Formed by the Patriotic Ginbot 7 Movement for Unity and Democracy, Oromo Democratic Front, Afar People’s Party and Sidama People’s Democratic Movement, ENM strongly condemns the killings, mass incarcerations and atrocities being committed against innocent civilians. It believes that the unjust rule of the brutal minority regime, which has declared a state of emergency to crush popular demand for change, is no longer sustainable.

Ethiopians can no longer tolerate injustice, inequality and violations of their inalienable rights. They are saying enough is enough.

ENM strives to create a peaceful transition in Ethiopia on the tombs of the dictatorial Tigrian minority regime, which has been inflicting unimaginable sufferings on the people of Ethiopia. The coalition also urges the U.S. Government and other Western countries to work with agents change such as EMN instead of providing unconditional aid to a regime that is terrorizing its own people.

EMN envisions a truly federal democratic system that respects human, political and civil rights of all Ethiopians.  ENM firmly believes in the necessity of creating a peaceful transition to enable citizens fully exercise their rights and create an all-inclusive government through a democratic process.

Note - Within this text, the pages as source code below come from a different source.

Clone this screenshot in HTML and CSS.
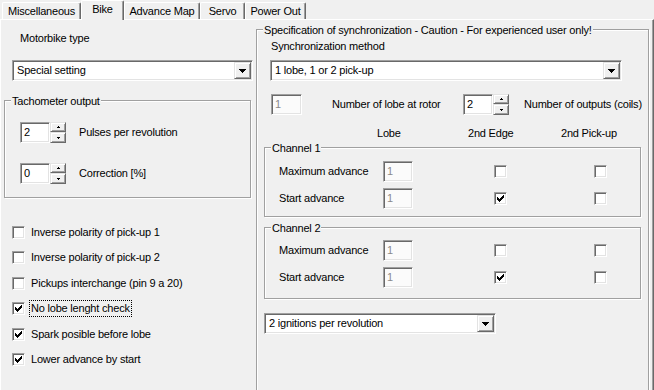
FILE: index.html
```html
<!DOCTYPE html>
<html>
<head>
<meta charset="utf-8">
<link rel="stylesheet" href="styles.css">
</head>
<body>
<div class="window">
  <div class="tabs">
    <div class="tab tab-misc">Miscellaneous</div>
    <div class="tab tab-bike active">Bike</div>
    <div class="tab tab-adv">Advance Map</div>
    <div class="tab tab-servo">Servo</div>
    <div class="tab tab-power">Power Out</div>
  </div>
  <div class="page">
    <div class="left">
      <div class="motor-lbl">Motorbike type</div>
      <div class="combo combo-motor">
        <span class="combo-text">Special setting</span>
        <span class="drop"><svg width="7" height="4" viewBox="0 0 7 4"><path d="M0 0h7v1H0zM1 1h5v1H1zM2 2h3v1H2zM3 3h1v1H3z" fill="#000"/></svg></span>
      </div>
      <div class="group tach">
        <div class="group-title">Tachometer output</div>
        <div class="spin-row first">
          <div class="spin">
            <div class="edit">2</div>
            <div class="sbtns">
              <div class="sbtn up"><svg width="3" height="2" viewBox="0 0 3 2"><path d="M1 0h1v1H1zM0 1h3v1H0z" fill="#000"/></svg></div>
              <div class="sbtn dn"><svg width="3" height="2" viewBox="0 0 3 2"><path d="M0 0h3v1H0zM1 1h1v1H1z" fill="#000"/></svg></div>
            </div>
          </div>
          <span class="spin-lbl">Pulses per revolution</span>
        </div>
        <div class="spin-row second">
          <div class="spin">
            <div class="edit">0</div>
            <div class="sbtns">
              <div class="sbtn up"><svg width="3" height="2" viewBox="0 0 3 2"><path d="M1 0h1v1H1zM0 1h3v1H0z" fill="#000"/></svg></div>
              <div class="sbtn dn"><svg width="3" height="2" viewBox="0 0 3 2"><path d="M0 0h3v1H0zM1 1h1v1H1z" fill="#000"/></svg></div>
            </div>
          </div>
          <span class="spin-lbl">Correction [%]</span>
        </div>
      </div>
      <div class="checks">
        <div class="chk-row"><span class="chk"></span><span class="chk-lbl">Inverse polarity of pick-up 1</span></div>
        <div class="chk-row"><span class="chk"></span><span class="chk-lbl">Inverse polarity of pick-up 2</span></div>
        <div class="chk-row"><span class="chk"></span><span class="chk-lbl">Pickups interchange (pin 9 a 20)</span></div>
        <div class="chk-row"><span class="chk"><svg width="7" height="7" viewBox="0 0 7 7"><path d="M6 0h1v1H6zM5 1h2v1H5zM0 2h1v1H0zM4 2h3v1H4zM0 3h2v1H0zM3 3h3v1H3zM0 4h5v1H0zM1 5h3v1H1zM2 6h1v1H2z" fill="#000"/></svg></span><span class="chk-lbl focus">No lobe lenght check</span></div>
        <div class="chk-row"><span class="chk"><svg width="7" height="7" viewBox="0 0 7 7"><path d="M6 0h1v1H6zM5 1h2v1H5zM0 2h1v1H0zM4 2h3v1H4zM0 3h2v1H0zM3 3h3v1H3zM0 4h5v1H0zM1 5h3v1H1zM2 6h1v1H2z" fill="#000"/></svg></span><span class="chk-lbl">Spark posible before lobe</span></div>
        <div class="chk-row"><span class="chk"><svg width="7" height="7" viewBox="0 0 7 7"><path d="M6 0h1v1H6zM5 1h2v1H5zM0 2h1v1H0zM4 2h3v1H4zM0 3h2v1H0zM3 3h3v1H3zM0 4h5v1H0zM1 5h3v1H1zM2 6h1v1H2z" fill="#000"/></svg></span><span class="chk-lbl">Lower advance by start</span></div>
      </div>
    </div>

    <div class="group sync">
      <div class="group-title">Specification of synchronization - Caution - For experienced user only!</div>
      <div class="sync-lbl">Synchronization method</div>
      <div class="combo combo-sync">
        <span class="combo-text">1 lobe, 1 or 2 pick-up</span>
        <span class="drop"><svg width="7" height="4" viewBox="0 0 7 4"><path d="M0 0h7v1H0zM1 1h5v1H1zM2 2h3v1H2zM3 3h1v1H3z" fill="#000"/></svg></span>
      </div>
      <div class="lobe-row">
        <div class="edit disabled lobe-edit">1</div>
        <span class="lobe-lbl">Number of lobe at rotor</span>
        <div class="spin">
          <div class="edit">2</div>
          <div class="sbtns">
            <div class="sbtn up"><svg width="3" height="2" viewBox="0 0 3 2"><path d="M1 0h1v1H1zM0 1h3v1H0z" fill="#000"/></svg></div>
            <div class="sbtn dn"><svg width="3" height="2" viewBox="0 0 3 2"><path d="M0 0h3v1H0zM1 1h1v1H1z" fill="#000"/></svg></div>
          </div>
        </div>
        <span class="out-lbl">Number of outputs (coils)</span>
      </div>
      <div class="head-row">
        <span class="h-lobe">Lobe</span>
        <span class="h-edge">2nd Edge</span>
        <span class="h-pick">2nd Pick-up</span>
      </div>
      <div class="group channel ch1">
        <div class="group-title">Channel 1</div>
        <div class="ch-row r1">
          <span class="ch-lbl">Maximum advance</span>
          <div class="edit disabled">1</div>
          <span class="chk edge"></span>
          <span class="chk pick"></span>
        </div>
        <div class="ch-row r2">
          <span class="ch-lbl">Start advance</span>
          <div class="edit disabled">1</div>
          <span class="chk edge"><svg width="7" height="7" viewBox="0 0 7 7"><path d="M6 0h1v1H6zM5 1h2v1H5zM0 2h1v1H0zM4 2h3v1H4zM0 3h2v1H0zM3 3h3v1H3zM0 4h5v1H0zM1 5h3v1H1zM2 6h1v1H2z" fill="#000"/></svg></span>
          <span class="chk pick"></span>
        </div>
      </div>
      <div class="group channel ch2">
        <div class="group-title">Channel 2</div>
        <div class="ch-row r1">
          <span class="ch-lbl">Maximum advance</span>
          <div class="edit disabled">1</div>
          <span class="chk edge"></span>
          <span class="chk pick"></span>
        </div>
        <div class="ch-row r2">
          <span class="ch-lbl">Start advance</span>
          <div class="edit disabled">1</div>
          <span class="chk edge"><svg width="7" height="7" viewBox="0 0 7 7"><path d="M6 0h1v1H6zM5 1h2v1H5zM0 2h1v1H0zM4 2h3v1H4zM0 3h2v1H0zM3 3h3v1H3zM0 4h5v1H0zM1 5h3v1H1zM2 6h1v1H2z" fill="#000"/></svg></span>
          <span class="chk pick"></span>
        </div>
      </div>
      <div class="combo combo-ign">
        <span class="combo-text">2 ignitions per revolution</span>
        <span class="drop"><svg width="7" height="4" viewBox="0 0 7 4"><path d="M0 0h7v1H0zM1 1h5v1H1zM2 2h3v1H2zM3 3h1v1H3z" fill="#000"/></svg></span>
      </div>
    </div>
  </div>
</div>
</body>
</html>
```

FILE: styles.css
```css
* { box-sizing: border-box; }
html, body { margin: 0; padding: 0; }
body {
  width: 654px;
  height: 390px;
  overflow: hidden;
  background: #f0f0f0;
  font-family: "Liberation Sans", Arial, sans-serif;
  font-size: 11px;
  line-height: 13px;
  letter-spacing: -0.2px;
  color: #000;
}
svg { display: block; shape-rendering: crispEdges; }

.window { width: 654px; height: 390px; }

/* Tabs */
.tabs {
  display: flex;
  align-items: flex-end;
  height: 19px;
  padding-left: 2px;
}
.tab {
  height: 17px;
  border-top: 1px solid #fff;
  border-left: 1px solid #fff;
  border-right: 1px solid #696969;
  box-shadow: inset -1px 0 0 #a0a0a0;
  border-radius: 2px 2px 0 0;
  text-align: center;
  line-height: 16px;
  white-space: nowrap;
}
.tab-misc { width: 79px; }
.tab-bike { width: 43px; }
.tab-adv { width: 76px; }
.tab-servo { width: 45px; }
.tab-power { width: 61px; }
.tab.active {
  height: 20px;
  margin-bottom: -1px;
  line-height: 17px;
  background: #f0f0f0;
  position: relative;
  z-index: 1;
}

/* Page */
.page {
  display: flex;
  height: 371px;
  border-top: 1px solid #fff;
  border-left: 1px solid #fff;
  border-right: 1px solid #696969;
  box-shadow: inset -1px 0 0 #a0a0a0;
}
.left {
  width: 255px;
  flex: none;
}

/* Group boxes */
.group {
  border: 1px solid #a0a0a0;
  box-shadow: inset 1px 1px 0 #fff, 1px 1px 0 #fff;
}
.group-title {
  display: table;
  margin-top: -6px;
  margin-left: 6px;
  padding: 0 1px;
  background: #f0f0f0;
  white-space: nowrap;
}

/* Sunken controls */
.edit, .combo, .chk {
  background: #fff;
  border: 1px solid;
  border-color: #a0a0a0 #fff #fff #a0a0a0;
  box-shadow: inset 1px 1px 0 #696969, inset -1px -1px 0 #e3e3e3;
}
.edit {
  width: 30px;
  height: 21px;
  padding: 3px 0 0 3px;
  line-height: 13px;
  flex: none;
}
.edit.disabled { color: #8a8a8a; background: #fbfbfb; }

.combo {
  display: flex;
  align-items: center;
  height: 21px;
  padding: 1px;
}
.combo-text { flex: 1; padding-left: 3px; white-space: nowrap; }
.drop, .sbtn {
  background: #f0f0f0;
  border: 1px solid;
  border-color: #e3e3e3 #696969 #696969 #e3e3e3;
  box-shadow: inset 1px 1px 0 #fff, inset -1px -1px 0 #a0a0a0;
  display: flex;
  align-items: center;
  justify-content: center;
}
.drop { width: 17px; height: 17px; flex: none; }

/* Spin */
.spin { display: flex; flex: none; }
.sbtns { display: flex; flex-direction: column; width: 16px; }
.sbtn.up { height: 10px; }
.sbtn.dn { height: 11px; }

/* Left column */
.motor-lbl { margin-top: 12px; padding-left: 19px; }
.combo-motor { margin-top: 15px; margin-left: 11px; width: 241px; }
.tach { margin-top: 19px; margin-left: 3px; width: 247px; height: 98px; }
.spin-row { display: flex; align-items: center; padding-left: 15px; }
.spin-row.first { margin-top: 14px; }
.spin-row.second { margin-top: 20px; }
.spin-lbl { margin-left: 13px; white-space: nowrap; }

.checks {
  margin-top: 28px;
  margin-left: 11px;
  display: grid;
  grid-auto-rows: 13px;
  row-gap: 12.4px;
}
.chk-row { display: flex; align-items: center; height: 13px; }
.chk {
  width: 13px;
  height: 13px;
  flex: none;
  display: flex;
  align-items: center;
  justify-content: center;
}
.chk-lbl { margin-left: 6px; white-space: nowrap; }
.chk-lbl.focus {
  border: 1px dotted #000;
  padding: 1px;
  margin: -2px -2px -2px 4px;
}

/* Sync group */
.sync {
  margin-top: 9px;
  width: 393px;
  height: 380px;
  flex: none;
}
.sync-lbl { margin-top: 3px; margin-left: 14px; }
.combo-sync { margin-top: 7px; margin-left: 13px; width: 352px; }
.lobe-row { display: flex; align-items: center; margin-top: 13px; }
.lobe-edit { margin-left: 14px; width: 31px; }
.lobe-lbl { margin-left: 30px; width: 131px; white-space: nowrap; }
.out-lbl { margin-left: 15px; white-space: nowrap; }

.head-row { display: flex; margin-top: 12px; padding-left: 120px; white-space: nowrap; }
.h-lobe { width: 91px; }
.h-edge { width: 93px; }

.channel { margin-left: 7px; width: 377px; padding-bottom: 7px; }
.ch1 { margin-top: 7px; }
.ch2 { margin-top: 10px; padding-bottom: 10px; }
.ch-row { display: flex; align-items: center; }
.ch1 .r1 { margin-top: 6px; }
.ch2 .r1 { margin-top: 5px; }
.ch-row.r2 { margin-top: 6px; }
.ch-lbl { margin-left: 14px; width: 104px; white-space: nowrap; }
.chk.edge { margin-left: 81px; }
.chk.pick { margin-left: 87px; }

.combo-ign { margin-top: 14px; margin-left: 7px; width: 232px; }
```
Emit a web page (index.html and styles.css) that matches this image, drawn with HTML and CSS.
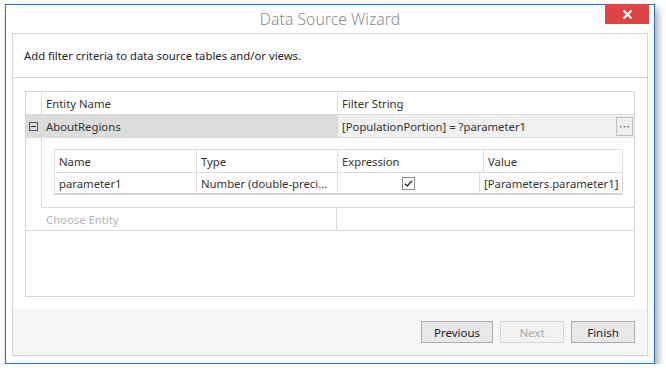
FILE: index.html
```html
<!DOCTYPE html>
<html>
<head>
<meta charset="utf-8">
<link rel="stylesheet" href="styles.css">
</head>
<body>
<div class="window">
  <div class="titlebar">
    <span class="title">Data Source Wizard</span>
    <div class="close">
      <svg width="11" height="11" viewBox="0 0 11 11"><path d="M1.5 1.5 L9.5 9.5 M9.5 1.5 L1.5 9.5" stroke="#fff" stroke-width="2.2"/></svg>
    </div>
  </div>
  <div class="panel">
    <div class="panel-head">Add filter criteria to data source tables and/or views.</div>
    <div class="panel-body">
      <div class="grid">
        <div class="row head">
          <div class="ind"></div>
          <div class="cell c-name">Entity Name</div>
          <div class="cell c-filter">Filter String</div>
        </div>
        <div class="row sel">
          <div class="ind">
            <svg width="9" height="9" viewBox="0 0 9 9"><rect x="0.5" y="0.5" width="8" height="8" fill="none" stroke="#555"/><path d="M2 4.5 H7" stroke="#333"/></svg>
          </div>
          <div class="cell c-name">AboutRegions</div>
          <div class="cell c-filter filter-val">
            <span>[PopulationPortion] = ?parameter1</span>
            <span class="dots">
              <svg width="11" height="3" viewBox="0 0 11 3"><rect x="1" y="1" width="1.4" height="1.4" fill="#666"/><rect x="4.8" y="1" width="1.4" height="1.4" fill="#666"/><rect x="8.6" y="1" width="1.4" height="1.4" fill="#666"/></svg>
            </span>
          </div>
        </div>
        <div class="detail">
          <div class="ind-spacer"></div>
          <div class="detail-body">
            <div class="sub">
              <div class="srow shead">
                <div class="scell s1">Name</div>
                <div class="scell s2">Type</div>
                <div class="scell s3">Expression</div>
                <div class="scell s4">Value</div>
              </div>
              <div class="srow">
                <div class="scell s1">parameter1</div>
                <div class="scell s2">Number (double-preci...</div>
                <div class="scell s3 center">
                  <svg width="13" height="13" viewBox="0 0 13 13"><rect x="0.5" y="0.5" width="12" height="12" fill="#fff" stroke="#8a8a8a"/><path d="M3 6.8 L5.3 9 L10 3.8" fill="none" stroke="#333" stroke-width="1.5"/></svg>
                </div>
                <div class="scell s4">[Parameters.parameter1]</div>
              </div>
            </div>
          </div>
        </div>
        <div class="row choose">
          <div class="cell c-name2">Choose Entity</div>
          <div class="cell c-filter"></div>
        </div>
      </div>
    </div>
    <div class="footer">
      <button class="btn">Previous</button>
      <button class="btn disabled">Next</button>
      <button class="btn">Finish</button>
    </div>
  </div>
</div>
</body>
</html>
```
FILE: styles.css
```css
html, body { margin: 0; padding: 0; background: #fff; }
body { font-family: "Noto Sans", "Open Sans", sans-serif; font-size: 11.3px; color: #333; }
.window {
  position: relative;
  margin: 4px 0 0 5px;
  width: 648px;
  height: 358px;
  border: 1px solid #1c73cc;
  background: #fff;
  box-shadow: 3px 4px 7px rgba(0,0,0,0.35);
  display: flex;
  flex-direction: column;
}
.titlebar {
  height: 28px;
  display: flex;
  align-items: center;
  justify-content: center;
  flex: none;
}
.title { font-size: 15.8px; color: #8c8c8c; font-weight: 300; margin-top: -1px; }
.close {
  position: absolute;
  top: -1px;
  right: 5px;
  width: 44px;
  height: 20px;
  background: #e04343;
  display: flex;
  align-items: center;
  justify-content: center;
}
.panel {
  margin: 0 6px 7px 6px;
  flex: 1;
  border: 1px solid #d4d4d4;
  display: flex;
  flex-direction: column;
}
.panel-head {
  height: 43px;
  border-bottom: 1px solid #d4d4d4;
  display: flex;
  align-items: center;
  padding-left: 11px;
  color: #222;
  flex: none;
}
.panel-body {
  padding: 13px 12px 12px 12px;
  flex: none;
}
.grid {
  height: 204px;
  border: 1px solid #d6d6d6;
  display: flex;
  flex-direction: column;
}
.row { display: flex; height: 22px; border-bottom: 1px solid #dcdcdc; flex: none; }
.ind { width: 15px; border-right: 1px solid #dcdcdc; display: flex; align-items: center; justify-content: center; flex: none; }
.cell { display: flex; align-items: center; padding-left: 4px; white-space: nowrap; overflow: hidden; }
.c-name { width: 291px; border-right: 1px solid #dcdcdc; }
.c-filter { flex: 1; }
.row.sel .ind, .row.sel .c-name { background: #dcdcdc; }
.filter-val { background: #f0f0f0; justify-content: space-between; padding-right: 1px; }
.dots {
  width: 15px; height: 17px; border: 1px solid #bdbdbd; background: #efefef;
  display: flex; align-items: center; justify-content: center;
}
.detail { display: flex; height: 70px; flex: none; }
.ind-spacer { width: 15px; border-right: 1px solid #dcdcdc; flex: none; }
.detail-body { flex: 1; border-bottom: 1px solid #dcdcdc; padding: 11px 11px 0 12px; }
.sub { border: 1px solid #dcdcdc; border-bottom: 2px solid #d2d2d2; }
.srow { display: flex; height: 20px; }
.srow.shead { border-bottom: 1px solid #dcdcdc; height: 22px; }
.scell { display: flex; align-items: center; padding-left: 4px; border-right: 1px solid #dcdcdc; white-space: nowrap; overflow: hidden; }
.scell.s1 { width: 137px; }
.scell.s2 { width: 136px; }
.scell.s3 { width: 141px; }
.scell.s4 { flex: 1; border-right: none; }
.center { justify-content: center; padding-left: 0; }
.c-name2 { width: 311px; border-right: 1px solid #dcdcdc; color: #b4b4b4; padding-left: 20px; box-sizing: border-box; }
.footer {
  flex: 1;
  background: #f6f6f6;
  display: flex;
  justify-content: flex-end;
  align-items: center;
  gap: 7px;
  padding: 0 12px 0 0;
}
.btn {
  font-family: inherit;
  font-size: 11.5px;
  height: 22px;
  border: 1px solid #acacac;
  background: #e8e8e8;
  color: #222;
  padding: 0;
  margin: 0;
}
.btn:nth-child(1) { width: 72px; }
.btn:nth-child(2) { width: 64px; }
.btn:nth-child(3) { width: 64px; }
.btn.disabled { color: #a8a8a8; border-color: #d6d6d6; background: #f2f2f2; }
```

The coalition is in negotiation with other opposition political groups in a bid to create a larger and broad based movement for democratic change.

To introduce its program as well as its visions, missions and strategies to hasten radical political and socio-economic changes in Ethiopia, leaders of ENM and leading activists will hold a press conference at the National Press Club, 529 14th Street NW Washington, DC 20045

Venue: 13th Floor, First Amendment Lounge

Date: Friday, November 4, 2016

Time: 12:15 pm-2:30 pm

Speaking at the conference and available for one on one interview afterwards are:

Mr. Lencho Leta–ODF President and co-chairman of the Council of Representatives (CR) of EMN

Dr. Dima Nogo–ODF Vice President and Chairman of the Executive Council (EC) and General Secretary of ENM’s Council of Representatives

Dr. Kontie Moussa–Chairman of the Afar People’s Party and Founding Member of the Ethiopian National Movement

Mr. Muluneh Eyoel–Member of the Leadership of Patriotic Ginbot 7 Movement for Unity and Democracy – Founding Member of the Ethiopian National Movement

Mr. Bekele Wayu–Chairman of the Sidama People’s National Democratic Movement – Founding Member of the Ethiopian National Movement

Mr. Haile-Gebriel Ayalew–Observer-based on a special arrangement to have unofficial representation for the Amhara people’s voice in the formation of the National Ethiopian Movement

Award-winning activist and journalist Reeyot Alemu, is a producer with the Ethiopian Satellite Television and Radio, ESAT. She was unjustly jailed for four years under trumped-up terrorism changes for being a vocal critic of the regime, one of the top-five jailers of journalists in the world. Reeyot won, among others, the UNESCO/Guillermo Cano World Press Freedom Prize in 2013 and the International Women’s Media Foundation’s Courage in Journalism Award in 2012.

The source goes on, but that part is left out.